Why is this proof of 1D the Chain Rule wrong? This proof of the one dimensional chain rule was pointed out as inaccurate (if not utterly wrong) by our calculus teacher a couple years ago: denoting the composition as $f(g(x))=(f\circ g)(x)=f(y)$ where $y\doteq g(x)$, 
$$\frac{\mathrm{d}f(g(x))}{\mathrm{d}x}\Big|_{x=x_0}=
\lim_{x\to x_0}\frac{f(g(x))-f(g(x_0))}{x-x_0}=
\lim_{x\to x_0}\frac{f(g(x))-f(g(x_0))}{g(x)-g(x_0)}\cdot\frac{g(x)-g(x_0)}{x-x_0}=
\frac{\mathrm{d}f(y)}{\mathrm{d}y}\Big|_{y=g(x_0)} \frac{\mathrm{d}g(x)}{\mathrm{d}x}\Big|_{x=x_0}.
$$
The reason of this remark was, of course, the possibility of dividing by zero in the second passage, given for example by a constant $g(x)$.
Is there really no way of making this statement rigorous, e.g. by sorting the possible pathological cases and so on?
 A: The problem is that you do not know if $g(x_0) - g(x)$ is different from $0$ for all values of $x\neq x_0$.
Another problem is that you have no proof that 
$$\lim_{x\to x_0}\frac{f(g(x))-f(g(x_0))}{g(x)-g(x_0)} = \lim_{y\to y_0}\frac{f(y)-f(y_0)}{y-y_0}$$
This equality is true for the functions you have, however, it is not trivial.

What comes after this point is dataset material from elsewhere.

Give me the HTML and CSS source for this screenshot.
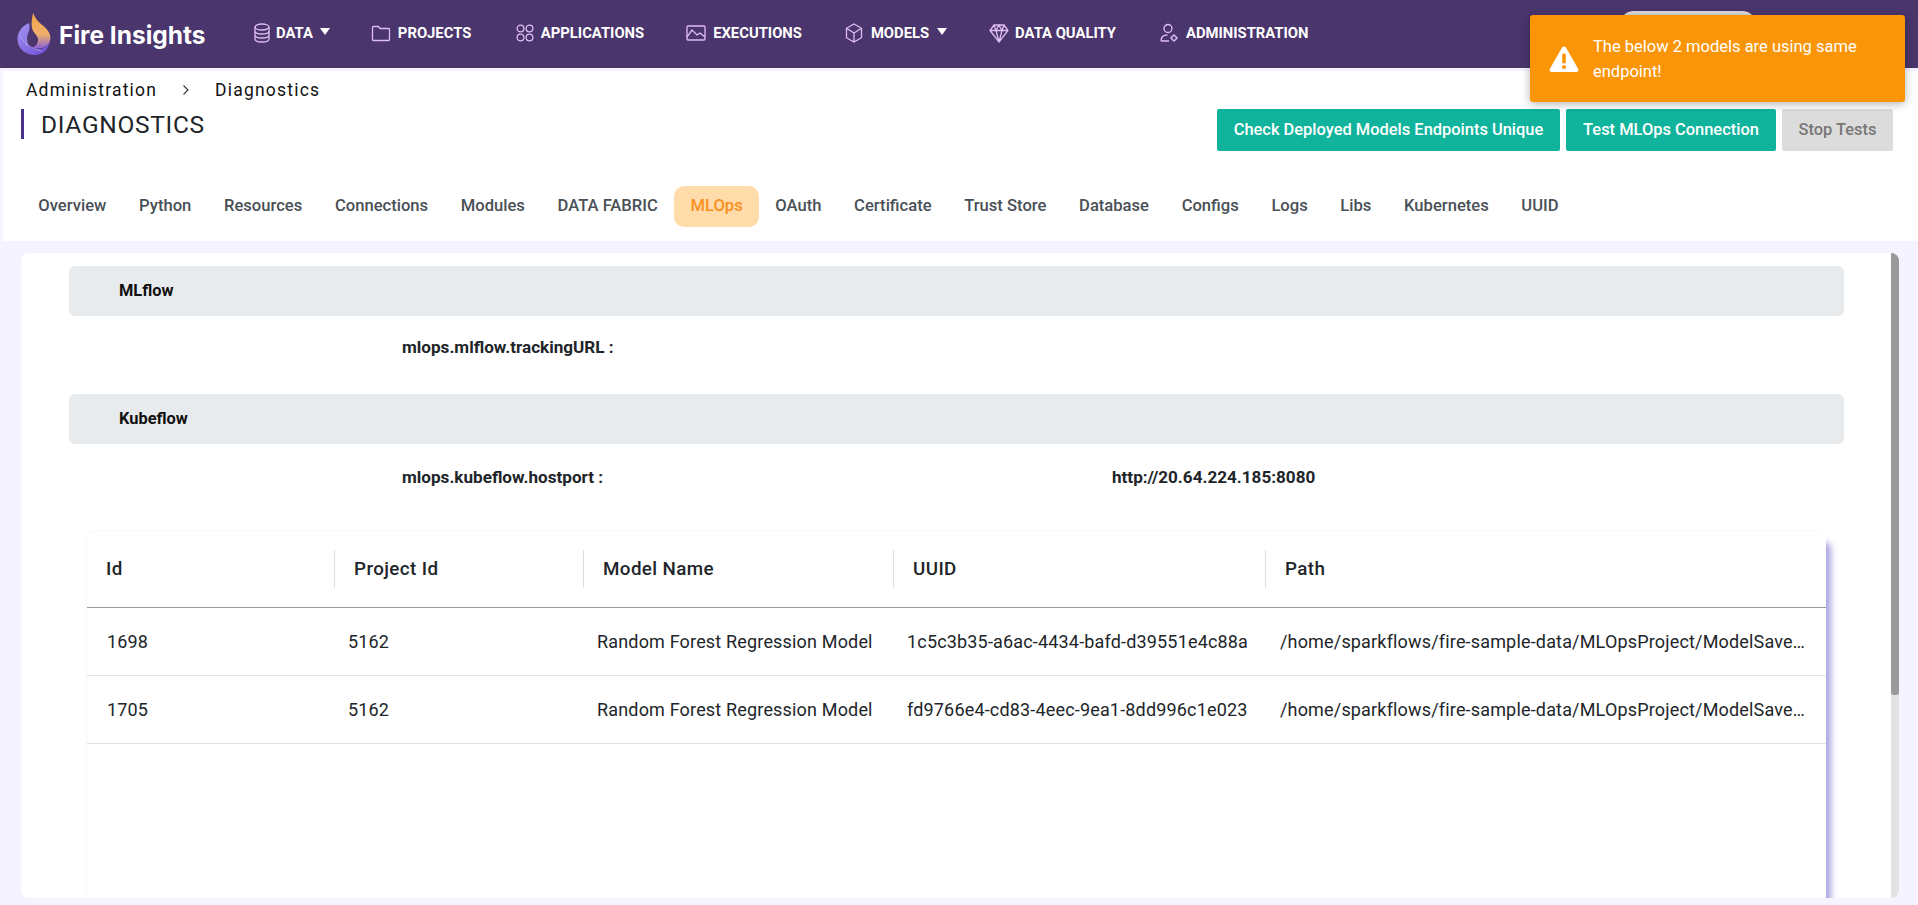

Therefore, unless you prove it or justify it by some other result, you cannot simpliy claim to know it.
A: It turns out the answer is "yes" and the trick is shown on the very wikipedia page on the subject.
Let:
$$
Q(y)= \left\{
    \begin{array}{rl}
      \frac{f(y)-f(g(x_0))}{y-g(x_0)} & \text{if } y\not= g(x_0),\\
      \frac{\mathrm{d}f}{\mathrm{d}y}\Big|_{y=g(x_0)} & \text{if } y= g(x_0).
    \end{array} \right.
$$
Now the difference quotient trivially satisfies the following identity:
$$
\frac{f(g(x))-f(g(x_0))}{x-x_0}=Q(y)\cdot \frac{g(x)-g(x_0)}{x-x_0}.
$$
To conclude:
$$
\lim_{x\to x_0}\frac{f(g(x))-f(g(x_0))}{x-x_0} = \lim_{x\to x_0} Q(y)\cdot \frac{g(x)-g(x_0)}{x-x_0} =_{\text{if they exist}}\lim_{y\to g(x_0)}Q(y) \lim_{x\to x_0}\frac{g(x)-g(x_0)}{x-x_0} = \frac{\mathrm{d}f(g(x_0))}{\mathrm{d}y}\frac{\mathrm{d}g(x_0)}{\mathrm{d}x}.
$$